I know of no other profession where communicating personal beliefs and commitment carries such draconian penalties. A doctor, for example, may be removed from the role for bad practice - but not because he or she believes and teaches abortion is wrong, or proclaims that a certain drug is harmful or that a thousand angels can dance on the tip of a hypodermic needle.

The Draft Measure was defeated. Should that not draw a line under it all? 

Given the currents presently flowing in the wide sea of the Church of England that is unlikely. There exists a relatively small but highly determined shoal of fanatics who will undoubtedly return to General Synod with this or a similar Measure. Indeed, the tiny margin of defeat this time must only encourage them to try again.

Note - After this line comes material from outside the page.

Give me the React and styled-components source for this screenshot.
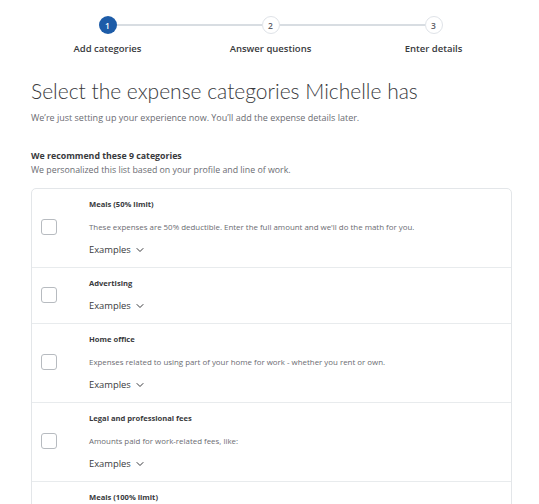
import React from "react";
import styled, { createGlobalStyle } from "styled-components";

const GlobalStyle = createGlobalStyle`
  body {
    margin: 0;
    background: #ffffff;
    font-family: "Open Sans", "Noto Sans", sans-serif;
    color: #393a3d;
  }
`;

const Page = styled.div`
  padding: 16px 27px 0 31px;
  overflow: hidden;
  height: 504px;
  box-sizing: border-box;
`;

const Stepper = styled.div`
  display: grid;
  grid-template-columns: repeat(3, 163px);
  margin-left: -5px;
`;

const Step = styled.div`
  display: flex;
  flex-direction: column;
  align-items: center;
`;

const Track = styled.div`
  display: flex;
  align-items: center;
  width: 100%;
`;

const Line = styled.div`
  flex: 1;
  height: 2px;
  background: ${(p) => (p.$hidden ? "transparent" : "#d8dde2")};
`;

const Circle = styled.div`
  width: 18px;
  height: 18px;
  border-radius: 50%;
  box-sizing: border-box;
  display: flex;
  align-items: center;
  justify-content: center;
  font-size: 8.5px;
  font-weight: 600;
  background: ${(p) => (p.$active ? "#1d5ca8" : "#ffffff")};
  color: ${(p) => (p.$active ? "#ffffff" : "#5f6168")};
  border: ${(p) => (p.$active ? "none" : "1.5px solid #dfe3e8")};
`;

const StepLabel = styled.div`
  margin-top: 8px;
  font-size: 9.5px;
  font-weight: 600;
  color: #393a3d;
`;

const Title = styled.h1`
  margin: 22px 0 0;
  font-family: "Lato", "Open Sans", sans-serif;
  font-size: 21px;
  font-weight: 300;
  line-height: 27px;
  color: #393a3d;
`;

const Subtitle = styled.p`
  margin: 7px 0 0;
  font-size: 9px;
  line-height: 14px;
  color: #6b6c72;
`;

const SectionHead = styled.div`
  margin-top: 24px;
  font-size: 8.8px;
  line-height: 14px;
`;

const SectionTitle = styled.div`
  font-weight: 700;
  color: #393a3d;
`;

const SectionText = styled.div`
  color: #6b6c72;
`;

const Card = styled.div`
  margin-top: 11px;
  border: 1px solid #e3e6e9;
  border-radius: 5px;
`;

const Row = styled.div`
  display: flex;
  align-items: center;
  border-top: ${(p) => (p.$first ? "none" : "1px solid #e8ebed")};
  padding: 9px 0 11px 9px;
`;

const Checkbox = styled.div`
  width: 14px;
  height: 14px;
  border: 1px solid #b7bbc0;
  border-radius: 3px;
  flex-shrink: 0;
  margin-right: 32px;
`;

const Body = styled.div`
  display: flex;
  flex-direction: column;
  gap: 11px;
`;

const RowTitle = styled.div`
  font-size: 7.6px;
  line-height: 12px;
  font-weight: 700;
  color: #393a3d;
`;

const RowText = styled.div`
  font-size: 7.9px;
  line-height: 12px;
  color: #6b6c72;
`;

const Examples = styled.div`
  display: flex;
  align-items: center;
  gap: 5px;
  font-size: 9.4px;
  line-height: 12px;
  color: #393a3d;
`;

const steps = ["Add categories", "Answer questions", "Enter details"];

const categories = [
  {
    title: "Meals (50% limit)",
    text: "These expenses are 50% deductible. Enter the full amount and we'll do the math for you.",
  },
  { title: "Advertising" },
  {
    title: "Home office",
    text: "Expenses related to using part of your home for work - whether you rent or own.",
  },
  {
    title: "Legal and professional fees",
    text: "Amounts paid for work-related fees, like:",
  },
  {
    title: "Meals (100% limit)",
    text: "Meals that are fully deductible.",
  },
];

function Chevron() {
  return (
    <svg width="8" height="6" viewBox="0 0 8 6" fill="none">
      <path d="M1 1.5l3 3 3-3" stroke="#393a3d" strokeWidth="1" strokeLinecap="round" strokeLinejoin="round" />
    </svg>
  );
}

export default function App() {
  return (
    <>
      <GlobalStyle />
      <Page>
        <Stepper>
          {steps.map((s, i) => (
            <Step key={s}>
              <Track>
                <Line $hidden={i === 0} />
                <Circle $active={i === 0}>{i + 1}</Circle>
                <Line $hidden={i === steps.length - 1} />
              </Track>
              <StepLabel>{s}</StepLabel>
            </Step>
          ))}
        </Stepper>
        <Title>Select the expense categories Michelle has</Title>
        <Subtitle>We’re just setting up your experience now. You’ll add the expense details later.</Subtitle>
        <SectionHead>
          <SectionTitle>We recommend these 9 categories</SectionTitle>
          <SectionText>We personalized this list based on your profile and line of work.</SectionText>
        </SectionHead>
        <Card>
          {categories.map((c, i) => (
            <Row key={c.title} $first={i === 0}>
              <Checkbox />
              <Body>
                <RowTitle>{c.title}</RowTitle>
                {c.text && <RowText>{c.text}</RowText>}
                <Examples>
                  Examples <Chevron />
                </Examples>
              </Body>
            </Row>
          ))}
        </Card>
      </Page>
    </>
  );
}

This probability has been confirmed by Peter Selby, Bishop of the Diocese of Worcester:

... some are sorry at the outcome [of the General Synod debate]. They might still hope that the report will be brought back to the next General Synod, and that eventually something along the lines of its proposals will be implemented. [4]

Those who wish to muzzle the clergy are, I think, terrified of what they perceive as chaos. Christians are seeking to understand Jesus in the context of all that has happened in the preceding three or more centuries. Uncertainty, disagreement and wild ideas are part and parcel of this process.

That real men and women should become casualties of a search for truth runs counter to natural justice in our times.
____________________________________________________
[1] Nineteen Eighty-Four by George Orwell, Penguin, 1954
[2] The Oxford Dictionary of the Christian Church, Eds F L Cross & E A Livingstone, OUP 1997
[3] This has already happened. The Revd Andrew Furlong, Dean of a Cathedral in the Northern Ireland Province, was recently fired for heresy. His settlement was a year's salary - after more than 30 years of faithful service. Today he contemplates menial work, having been unable to find new employment. Anthony Freeman suffered a similar fate, mitigated only by his fortune in finding a new job.